Last night I had a dream that he woke from the dead. He’d heard about my last dream, where I imagined I’d dug up his body just to get one last look at it. I put it in a garbage bag and took it home with me just to have it near me. I kept it in the attic. This was not a pleasant dream, as my subconscious used the opportunity to show me every single nasty detail of what I’d never seen and can now never un-see. Thus, he woke from the dead as a very good-looking zombie, just to make me remember something else. He was also a little upset about having died a virgin. (In real life, he was fiercely proud of this.)

In real life, I’d offered up my own red neon virgin sign. The old, “you’re going to die without having sex…would you like to?” I’ve been waiting for love. That love came in a different form than I’d expected, but hey. Desperate times. I offered sex if he would let me visit, or if he would visit me. I meant it, but he didn’t take me up on the offer. As a zombie, though, he’d reconsidered.

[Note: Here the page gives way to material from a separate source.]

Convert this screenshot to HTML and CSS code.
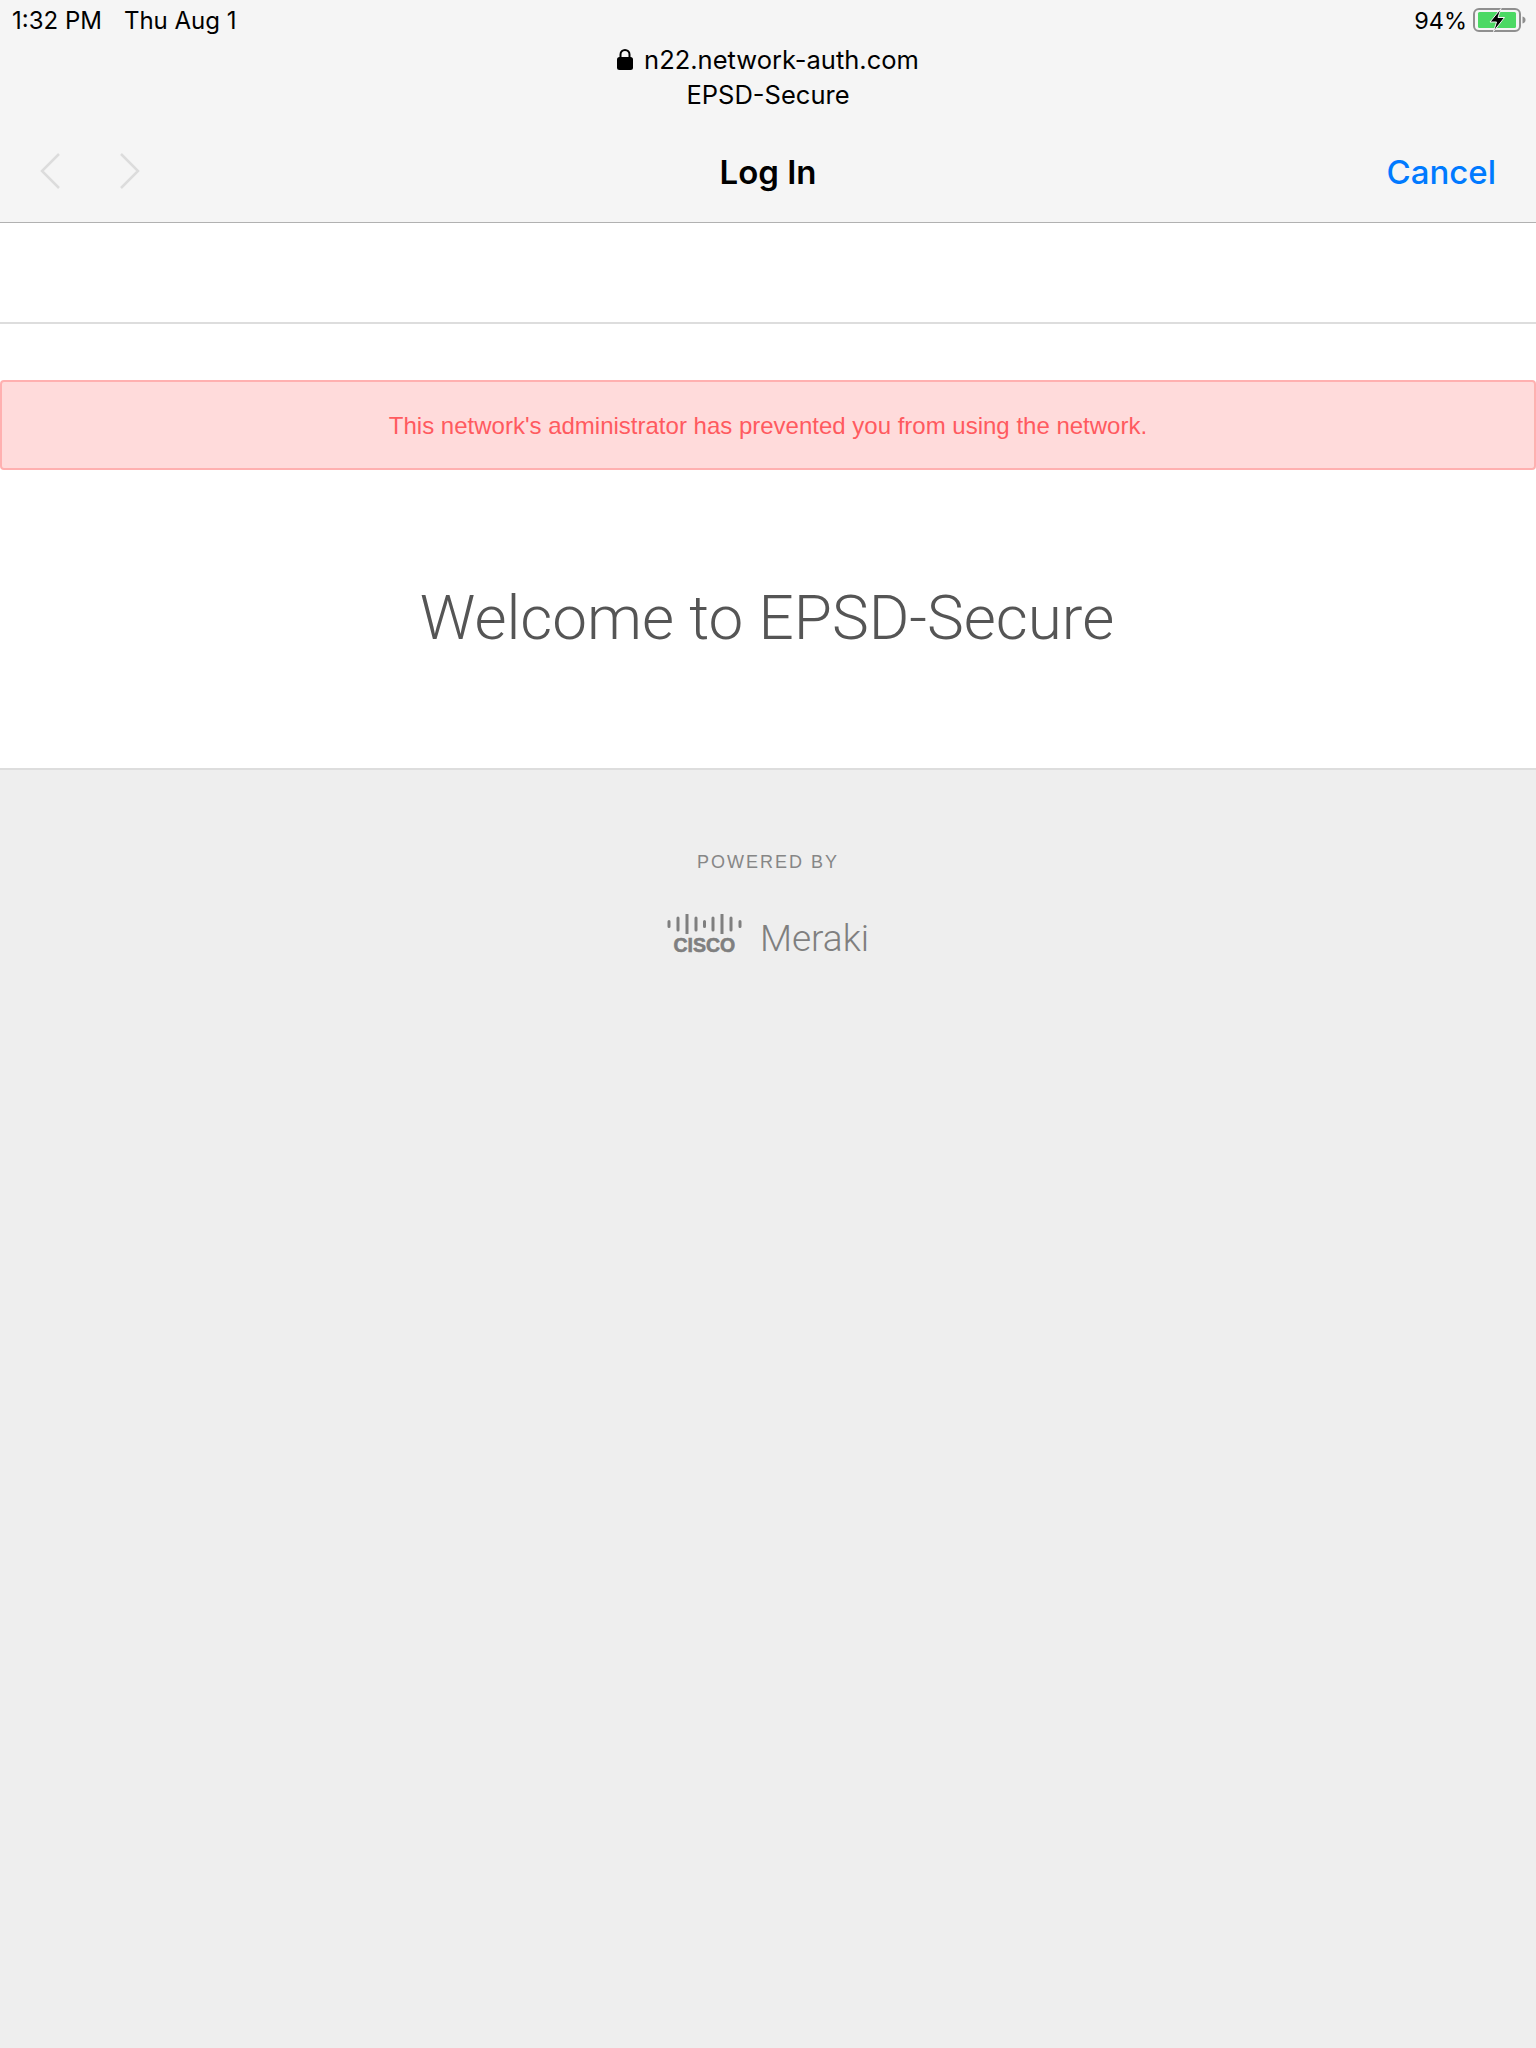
FILE: index.html
```html
<!DOCTYPE html>
<html lang="en">
<head>
  <meta charset="UTF-8" />
  <title>Log In</title>
  <link rel="stylesheet" href="styles.css">
</head>
<body>

<header class="toolbar">
  <div class="status-bar">
    <div class="status-time"><span>1:32 PM</span><span>Thu Aug 1</span></div>
    <div class="status-battery">
      <span class="battery-level">94%</span>
      <svg class="battery" width="53" height="24" viewBox="0 0 53 24">
        <rect x="1" y="1" width="46" height="22" rx="5" fill="none" stroke="#8f8f8f" stroke-width="2"/>
        <rect x="5" y="4" width="38" height="16" rx="1.500" fill="#4cd964"/>
        <path d="M49.500 8.500c2 .4 3 1.800 3 3.500s-1 3.100-3 3.500z" fill="#8f8f8f"/>
        <path d="M28 .5 17 14h6.500L20.500 23.500 31.500 9.500H25z" fill="#000" stroke="#f5f5f5"/>
      </svg>
    </div>
  </div>

  <div class="address">
    <div class="address-url">
      <svg class="lock" width="16" height="21" viewBox="0 0 16 21">
        <path d="M3.500 9V5.500a4.500 4.500 0 0 1 9 0V9" fill="none" stroke="#000" stroke-width="2"/>
        <rect x="0" y="8" width="16" height="13" rx="2.500" fill="#000"/>
      </svg>
      <span>n22.network-auth.com</span>
    </div>
    <div>EPSD-Secure</div>
  </div>

  <nav class="nav-row">
    <div class="nav-arrows">
      <svg width="20" height="36" viewBox="0 0 20 36"><path d="M19 1 2 18l17 17" fill="none" stroke="#dcdcdc" stroke-width="2.500"/></svg>
      <svg width="20" height="36" viewBox="0 0 20 36"><path d="m1 1 17 17L1 35" fill="none" stroke="#dcdcdc" stroke-width="2.500"/></svg>
    </div>
    <div class="nav-title">Log In</div>
    <div class="nav-cancel">Cancel</div>
  </nav>
</header>

<main class="content">
  <div class="empty-row"></div>
  <div class="alert">This network's administrator has prevented you from using the network.</div>
  <h1 class="welcome">Welcome to EPSD-Secure</h1>
</main>

<footer class="footer">
  <div class="powered">POWERED BY</div>
  <div class="brand">
    <div class="cisco">
      <svg width="75" height="20" viewBox="0 0 75 20">
        <path d="M2 7.500v5M11 4v12M20 .5v19M29 4v12M37.500 7.500v5M46 4v12M55 .5v19M64 4v12M73 7.500v5" fill="none" stroke="#7f7f7f" stroke-width="3" stroke-linecap="round"/>
      </svg>
      <span class="cisco-name">CISCO</span>
    </div>
    <span class="meraki">Meraki</span>
  </div>
</footer>

</body>
</html>
```

FILE: styles.css
```css
html, body { margin: 0; padding: 0; }
body { min-height: 2048px; display: flex; flex-direction: column; background: #eeeeee; font-family: Inter, "Liberation Sans", sans-serif; color: #000; }

.toolbar { height: 222px; background: #f5f5f5; border-bottom: 1px solid #b1b1b1; }
.status-bar { height: 40px; display: flex; justify-content: space-between; align-items: center; padding: 0 10px 0 12px; font-size: 24px; }
.status-time { display: flex; gap: 22px; }
.status-battery { display: flex; align-items: center; gap: 6px; }
.battery-level { font-size: 23.500px; }
.battery { display: block; }

.address { text-align: center; font-size: 25.500px; line-height: 35px; margin-top: 2px; }
.address-url { display: flex; justify-content: center; align-items: center; gap: 11px; }
.lock { display: block; }

.nav-row { display: grid; grid-template-columns: 1fr auto 1fr; align-items: center; padding: 0 40px; margin-top: 37px; height: 44px; }
.nav-arrows { display: flex; gap: 60px; }
.nav-arrows svg { display: block; }
.nav-title { padding-top: 2px; font-size: 33px; font-weight: 600; }
.nav-cancel { padding-top: 2px; font-size: 33px; font-weight: 550; color: #007aff; text-align: right; }

.content { background: #fff; height: 545px; border-bottom: 2px solid #dddddd; }
.empty-row { height: 99px; border-bottom: 2px solid #dddddd; }
.alert {
  margin-top: 56px; height: 90px; box-sizing: border-box; display: flex; align-items: center; justify-content: center;
  padding-top: 2px; background: #ffdbdb; border: 2px solid #ffb0b0; border-radius: 4px; color: #ff5a5f;
  font-family: "Liberation Sans", sans-serif; font-size: 24px;
}
.welcome { margin: 112px 0 0; padding-right: 2px; text-align: center; font-family: Roboto, sans-serif; font-weight: 300; font-size: 62px; line-height: 72px; color: #555; }

.footer { flex: 1; display: flex; flex-direction: column; align-items: center; }
.powered { margin-top: 81px; font-family: "Liberation Sans", sans-serif; font-size: 18px; line-height: 22px; letter-spacing: 2px; color: #868686; }
.brand { display: flex; align-items: flex-end; gap: 18px; margin-top: 41px; }
.cisco { display: flex; flex-direction: column; align-items: center; gap: 4px; }
.cisco svg { display: block; }
.cisco-name { font-family: "Liberation Sans", sans-serif; font-weight: bold; font-size: 19.500px; line-height: 14px; color: #7f7f7f; -webkit-text-stroke: 0.6px #7f7f7f; }
.meraki { font-family: Roboto, sans-serif; font-weight: 300; font-size: 37px; line-height: 26px; color: #7f7f7f; }
```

I will spare you gory details, but after the proverbial deed was done, his zombie body started to disintegrate. Not in a gross “pus coming out of your eye socket way,” but more in a “I’d hear a thump and look over at him and he’d be standing there holding his arm and rolling his eyes” way. We had to get him back to his grave asap, so we went to the cemetery to put him back. We got to the grave (which was so much more fabulous than the real-life one) and he just passed out, dissolving into a pile of dust.